But there are concerns that the government's structural and fiscal reforms are going to work against its headline commitment to the issue.

"It's difficult to be optimistic," says Matt Shardlow, chief executive of the wildlife charity Buglife.

"We've seen in the first 100 days an agenda dominated by cuts, and... there's a feeling of hard-won gains, such as the contribution of agro-environment resources of CAP spending to the environment, being under threat."

Ms Spelman has announced major cuts to the 90-odd "arm's-length" bodies funded by DEFRA.

Some are uncontroversial. But budgetary slashing for Natural England, the statutory conservation agency for England, has aroused major concern, with about one-third of its staff likely to go.

Twenty-five organisations including major players such as the Royal Society for the Protection of Birds (RSPB) have sent a letter to government warning that cuts "could have profound and perhaps irreversible consequences for wildlife, landscapes and people".

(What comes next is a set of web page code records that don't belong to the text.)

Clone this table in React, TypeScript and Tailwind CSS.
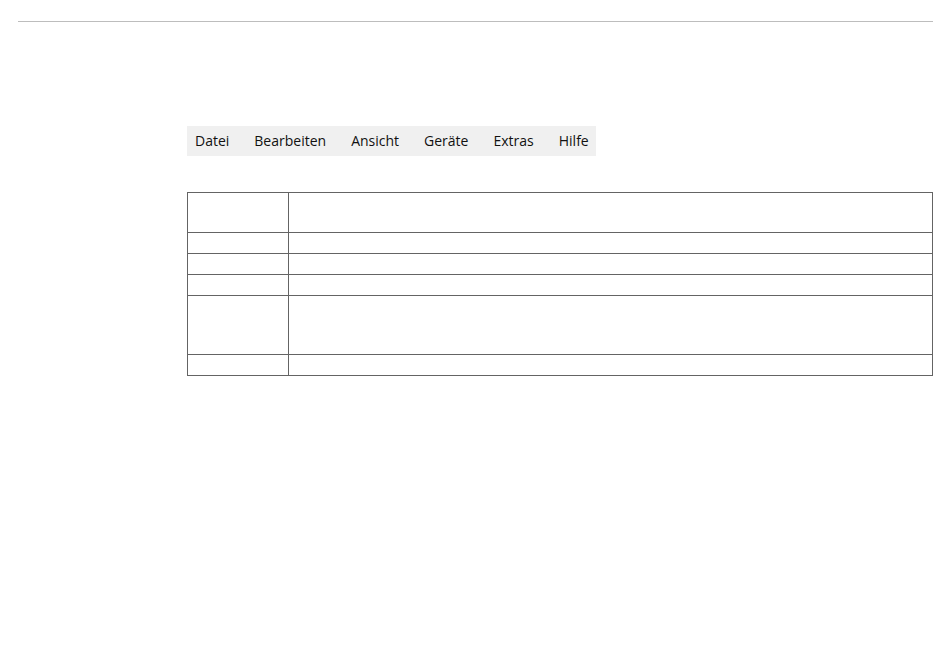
const menu = ["Datei", "Bearbeiten", "Ansicht", "Geräte", "Extras", "Hilfe"];

const rows = [
  "h-[39px]",
  "h-[21px]",
  "h-[21px]",
  "h-[21px]",
  "h-[59px]",
  "h-[21px]",
];

export default function App() {
  return (
    <div className="min-h-[652px] w-[950px] bg-white font-['Open_Sans',sans-serif] text-black">
      <div className="pt-[21px] pl-[18px]">
        <div className="h-px w-[915px] bg-[#bdbdbd]" />
      </div>

      <div className="pl-[187px] pt-[104px]">
        <nav className="flex h-[30px] w-[409px] items-center gap-[25px] bg-[#f0f0f0] px-2 pb-px text-[14px] text-[#111]">
          {menu.map((item) => (
            <span key={item}>{item}</span>
          ))}
        </nav>

        <div className="mt-[36px] w-[746px] border border-[#646464]">
          {rows.map((h, i) => (
            <div
              key={i}
              className={`flex ${h} ${i > 0 ? "border-t border-[#646464]" : ""}`}
            >
              <div className="w-[101px] border-r border-[#646464]" />
              <div className="flex-1" />
            </div>
          ))}
        </div>
      </div>
    </div>
  );
}
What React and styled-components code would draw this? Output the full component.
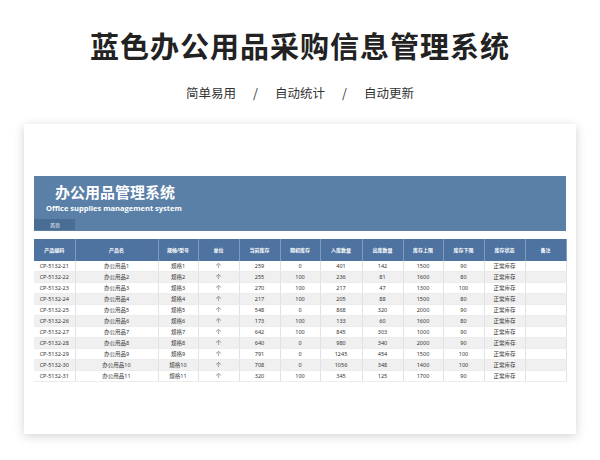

They have also raised the alarm over proposals to sell off some of the UK's wildlife reserves, although the full picture of what's being proposed has yet to emerge.

And the decision to axe funding for the Sustainable Development Commission has raised in some people's minds questions of whether the coalition is prepared to countenance the really big questions of whether the UK economy, with its continued commitment to growth, is developing along inherently unsustainable lines.

Biodiversity protection may also suffer from the government's commitment to localism, according to Mr Shardlow.

Putting important wildlife sites under local aegis may sound attractive, but he argues that if your aim is a coherent biodiversity strategy across regions, then you have to organise work on a pan-regional basis.

"If you devolve it too far down, you go way beyond the place where the expertise lies," he says.

"You may have people in every village who know where they would like their playing ground to be situated, but you don't have people in every village who know how to conserve endangered bees."

Caroline Spelman's commitment to flood protection may have a sting in the tail as well. This forms a major component of Environment Agency spending; so if that is to be preserved, everything else the agency does may face a disproportionately large cut.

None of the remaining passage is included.